━━━━━ GIVEN MATERIAL

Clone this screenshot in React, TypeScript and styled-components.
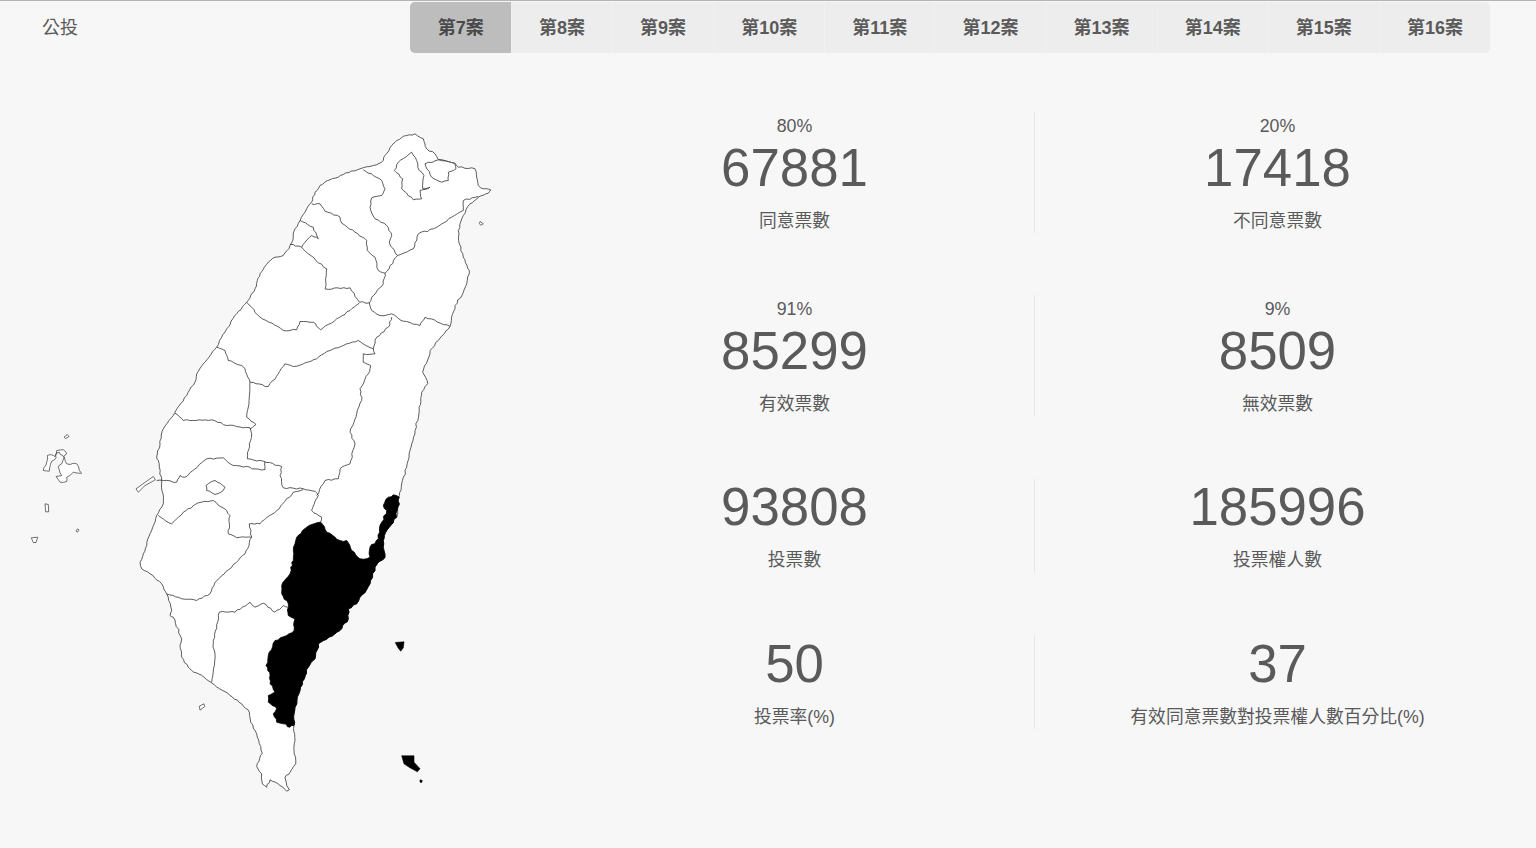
import React from "react";
import styled, { createGlobalStyle } from "styled-components";

const tabs = [7, 8, 9, 10, 11, 12, 13, 14, 15, 16];

type Stat = { percent?: string; value: string; label: string };

const rows: { cells: [Stat, Stat] }[] = [
  {
    cells: [
      { percent: "80%", value: "67881", label: "同意票數" },
      { percent: "20%", value: "17418", label: "不同意票數" },
    ],
  },
  {
    cells: [
      { percent: "91%", value: "85299", label: "有效票數" },
      { percent: "9%", value: "8509", label: "無效票數" },
    ],
  },
  {
    cells: [
      { value: "93808", label: "投票數" },
      { value: "185996", label: "投票權人數" },
    ],
  },
  {
    cells: [
      { value: "50", label: "投票率(%)" },
      { value: "37", label: "有效同意票數對投票權人數百分比(%)" },
    ],
  },
];

type Pt = [number, number];

// coordinates were read off 3x crops, so each list keeps its crop origin
const pts = (ox: number, oy: number, s: string): Pt[] =>
  s
    .trim()
    .split(/\s+/)
    .map((p) => {
      const [x, y] = p.split(",").map(Number);
      return [ox + x / 3, oy + y / 3] as Pt;
    });

const noise = (x: number, y: number) => {
  const n = Math.sin(x * 12.9898 + y * 78.233) * 43758.5453;
  return n - Math.floor(n) - 0.5;
};

// the traced points are sparse, real borders are jagged: add a repeatable wobble
const wobble = (list: Pt[], amount = 1.5): Pt[] => {
  const out: Pt[] = [];
  list.forEach((a, i) => {
    out.push(a);
    const b = list[i + 1];
    if (!b) return;
    const dx = b[0] - a[0];
    const dy = b[1] - a[1];
    const len = Math.hypot(dx, dy);
    const steps = Math.ceil(len / 3.5);
    for (let k = 1; k < steps; k++) {
      const t = k / steps;
      const x = a[0] + dx * t;
      const y = a[1] + dy * t;
      const off = noise(x, y) * amount;
      out.push([x - (dy / len) * off, y + (dx / len) * off]);
    }
  });
  return out;
};

const toPath = (list: Pt[]) =>
  "M" + list.map((p) => `${p[0].toFixed(1)} ${p[1].toFixed(1)}`).join("L");
const line = (ox: number, oy: number, s: string) => toPath(wobble(pts(ox, oy, s)));
const ring = (ox: number, oy: number, s: string) => toPath(pts(ox, oy, s)) + "Z";
const wavyRing = (ox: number, oy: number, s: string) => {
  const list = pts(ox, oy, s);
  return toPath(wobble([...list, list[0]])) + "Z";
};

const north = (s: string) => pts(130, 120, s);
const middle = (s: string) => pts(130, 340, s);
const south = (s: string) => pts(130, 560, s);

const islandOutline =
  toPath(
    wobble([
      ...north(
        "350,545 362,525 375,505 382,480 390,460 403,440 415,425 435,410 460,405 472,390 480,375 490,350 495,325 510,300 530,265 545,245 555,215 570,195 600,178 640,162 690,145 730,135 755,125 765,105 785,75 800,60 830,45 855,40 880,55 890,85 915,100 925,117 975,128 985,140 1035,145 1040,170 1045,195 1060,205 1082,208 1075,218 1045,230 1020,250 1000,285 985,330 988,370 1000,410 1018,450 1010,490 1000,515 975,555 960,618 925,660 900,690",
      ),
      ...middle(
        "900,40 878,95 893,130 875,155 868,210 855,270 840,330 830,380 815,430 808,465 800,530 770,570 760,600 765,650 745,665",
      ),
      ...south(
        "735,20 720,70 680,130 655,145 655,175 630,210 565,250 555,295 535,320 510,390 495,440 492,495 495,540 492,570 497,610 480,635 465,650 470,675 478,688 470,692 450,675 420,658 410,680 397,670 395,640 380,618 397,578 380,520 362,485 358,455 335,430 300,405 245,367 205,340 185,330 175,320 155,290 150,255 155,235 130,170 120,165 125,150 110,100 95,70 60,40 35,25 30,5",
      ),
      ...middle(
        "40,640 60,580 80,525 100,490 95,420 85,360 80,350 100,265 135,215 170,165 195,125 200,100 225,65 260,20",
      ),
      ...north("290,625 320,580 350,545"),
    ]),
  ) + "Z";

const taitung =
  toPath(
    wobble([
      ...middle("790,463 808,470 800,530 770,570 760,600 765,650 745,665"),
      ...south(
        "735,20 720,70 680,130 655,145 655,175 630,210 565,250 555,295 535,320 510,390 495,440 492,495 480,500 460,490 440,485 430,460 440,445 415,425 415,405 435,395 420,370 420,345 408,315 415,285 435,240 470,225 492,210 495,175 475,165 475,130 455,100 455,75 480,40 482,20 490,0",
      ),
      ...middle(
        "490,630 500,590 530,560 572,545 590,575 630,600 650,600 665,630 690,655 720,650 720,620 745,595 755,545 770,510 760,495 775,470 790,463",
      ),
    ], 2.2),
  ) + "Z";

const borders = [
  line(130, 120, "700,148 730,165 755,180 765,205 755,225 725,232 720,260 735,295 770,315 785,345 778,365 795,395 803,405"),
  line(130, 120, "803,405 850,385 865,340 910,325 965,290 1000,270 1000,240 1045,228"),
  line(130, 120, "545,250 570,250 585,272 630,290 635,308 675,335 710,360 712,390 735,410 745,450 765,458 803,405"),
  line(130, 120, "765,458 760,490 725,530 718,547 725,570 750,585 785,580 810,598 870,615 885,590 960,618"),
  line(130, 120, "510,300 550,320 565,355 545,345 515,380 480,372"),
  line(130, 120, "515,380 535,400 590,445 585,505 660,502 688,545 718,547"),
  line(130, 120, "350,545 390,590 460,630 500,628 510,603 550,605 572,628 620,595 660,570 688,548"),
  line(130, 120, "785,590 775,620 740,650 730,685 685,660 640,675 600,690 550,718"),
  line(130, 340, "550,58 520,70 490,78 465,70 445,100 415,138 360,125 345,85 335,75 295,60 285,30 260,20"),
  line(130, 340, "730,25 735,40 700,40 700,65 722,75 715,100 690,145 695,180 660,275 675,310 660,370 630,385 625,415 585,420 560,465"),
  line(130, 340, "360,125 358,170 350,230 378,252 360,265"),
  line(130, 340, "135,218 160,240 245,238 290,255 360,262 365,280 358,310 352,355 400,362 455,378 450,405 460,442 520,445 555,452 565,465 545,510 575,530 572,545"),
  line(130, 340, "80,420 100,420 140,425 150,405 165,410 230,355 280,352 310,375 360,380 365,385 405,387 405,362"),
  line(130, 340, "85,525 125,550 160,515 205,487 250,480 290,510 300,525 295,580 320,592 365,590"),
  line(130, 340, "365,590 358,550 390,550 440,510 490,455 520,447"),
  toPath(
    wobble([
      ...middle("365,590 345,640"),
      ...south("325,0 260,60 240,100 200,120 155,115 110,100"),
    ]),
  ),
  line(130, 560, "475,140 460,135 435,155 400,128 375,140 360,125 315,155 268,155 250,250 255,295 245,365"),
];

// Taipei city sits inside New Taipei; Keelung is the small patch to its right
const enclaves = [
  wavyRing(130, 120, "845,95 860,120 868,150 882,165 878,205 900,200 870,210 875,235 850,238 815,205 818,175 793,150 805,125"),
  wavyRing(130, 120, "885,130 925,118 975,130 978,145 955,155 955,180 935,185 905,170"),
  wavyRing(130, 340, "228,435 255,420 285,440 280,450 255,462 230,450"),
];

const outerIslands = [
  ring(130, 120, "1050,303 1060,310 1052,314 1048,309"),
  ring(130, 340, "18,445 70,408 76,418 45,435 25,455"),
  ring(130, 560, "208,437 222,430 224,438 210,449"),
  ring(20, 420, "132,50 142,42 147,48 137,54"),
  ring(20, 420, "75,250 85,252 86,274 77,274"),
  ring(20, 420, "168,330 174,325 177,330 171,335"),
  ring(20, 420, "34,352 53,350 48,366 40,366"),
  wavyRing(20, 420, "70,150 80,125 82,105 95,103 105,108 110,90 130,88 140,100 132,108 140,130 170,130 178,150 185,158 160,155 140,170 140,183 120,185 108,168 125,165 115,140 125,130 132,112 118,95 108,98 108,112 95,122 88,152"),
];

const blackIslands = [
  ring(130, 560, "796,246 822,244 820,262 812,272 804,262"),
  ring(130, 560, "815,586 852,586 852,605 870,625 862,634 840,622 822,610"),
  ring(130, 560, "870,658 877,660 875,666 870,665"),
];

const GlobalStyle = createGlobalStyle`
  html, body {
    margin: 0;
    padding: 0;
    background: #f7f7f7;
  }
  body {
    font-family: "Liberation Sans", "Noto Sans CJK TC", sans-serif;
    color: #5a5a5a;
  }
`;

const Page = styled.div`
  width: 1536px;
  height: 848px;
  overflow: hidden;
  background: #f7f7f7;
  border-top: 1px solid #b4b4b4;
  box-sizing: border-box;
`;

const TopBar = styled.div`
  display: flex;
  align-items: flex-start;
  height: 52px;
  padding: 1px 46px 0 42px;
  box-sizing: border-box;
`;

const Title = styled.div`
  flex: 1;
  font-size: 18px;
  line-height: 52px;
`;

const TabList = styled.div`
  display: flex;
  height: 51px;
  margin-bottom: -1px;
  background: #ededed;
  border-radius: 5px;
  overflow: hidden;
`;

const Tab = styled.div<{ $active?: boolean }>`
  display: flex;
  align-items: center;
  padding: 0 27.1px 4px 28px;
  font-size: 18px;
  font-weight: 700;
  white-space: nowrap;
  color: ${(p) => (p.$active ? "#484848" : "#5a5a5a")};
  background: ${(p) => (p.$active ? "#bdbdbd" : "transparent")};
  & + & {
    box-shadow: inset 1px 0 0 #f0f0f0;
  }
`;

const Content = styled.div`
  display: flex;
`;

const MapColumn = styled.div`
  width: 554px;
  flex: none;
`;

const MapDrawing = styled.svg`
  display: block;
  width: 554px;
  height: 795px;
`;

const Stats = styled.div`
  flex: 1;
  padding: 59px 16px 0 0;
  display: flex;
  flex-direction: column;
  gap: 62.4px;
`;

const Row = styled.div`
  display: grid;
  grid-template-columns: 480px 1fr;
`;

const Cell = styled.div`
  display: flex;
  flex-direction: column;
  align-items: center;
  padding-top: 1px;
  &:first-child {
    padding-left: 1px;
  }
  & + & {
    border-left: 1px solid #e6e6e6;
  }
`;

const Percent = styled.div`
  font-size: 17.8px;
  line-height: 27px;
`;

const Value = styled.div`
  font-size: 52.8px;
  line-height: 52.5px;
  margin-top: 1.5px;
`;

const Label = styled.div`
  font-size: 17.8px;
  line-height: 27px;
  margin: 13.5px 0 -1.5px;
`;

export default function App() {
  return (
    <Page>
      <GlobalStyle />
      <TopBar>
        <Title>公投</Title>
        <TabList>
          {tabs.map((n) => (
            <Tab key={n} $active={n === 7}>
              第{n}案
            </Tab>
          ))}
        </TabList>
      </TopBar>
      <Content>
        <MapColumn>
          <MapDrawing viewBox="0 52.5 554 795">
            <path d={islandOutline} fill="#fff" stroke="#333" strokeWidth="0.8" />
            {enclaves.map((d) => (
              <path key={d} d={d} fill="#fff" stroke="#333" strokeWidth="0.8" />
            ))}
            {borders.map((d) => (
              <path key={d} d={d} fill="none" stroke="#333" strokeWidth="0.8" />
            ))}
            {outerIslands.map((d) => (
              <path key={d} d={d} fill="#fff" stroke="#333" strokeWidth="0.7" />
            ))}
            <path d={taitung} fill="#000" stroke="#000" strokeWidth="0.8" />
            {blackIslands.map((d) => (
              <path key={d} d={d} fill="#000" stroke="#000" strokeWidth="0.6" />
            ))}
          </MapDrawing>
        </MapColumn>
        <Stats>
          {rows.map((row) => (
            <Row key={row.cells[0].label}>
              {row.cells.map((c) => (
                <Cell key={c.label}>
                  {c.percent && <Percent>{c.percent}</Percent>}
                  <Value>{c.value}</Value>
                  <Label>{c.label}</Label>
                </Cell>
              ))}
            </Row>
          ))}
        </Stats>
      </Content>
    </Page>
  );
}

━━━━━━━━━━

** YOUR OBJECTIVE **
Copy nothing but the lines from the first one in the listing through the line with "14, 15, 16];", and omit the pictures.

** THE RESPONSE **
Clone this screenshot in React, TypeScript and styled-components.
import React from "react";
import styled, { createGlobalStyle } from "styled-components";

const tabs = [7, 8, 9, 10, 11, 12, 13, 14, 15, 16];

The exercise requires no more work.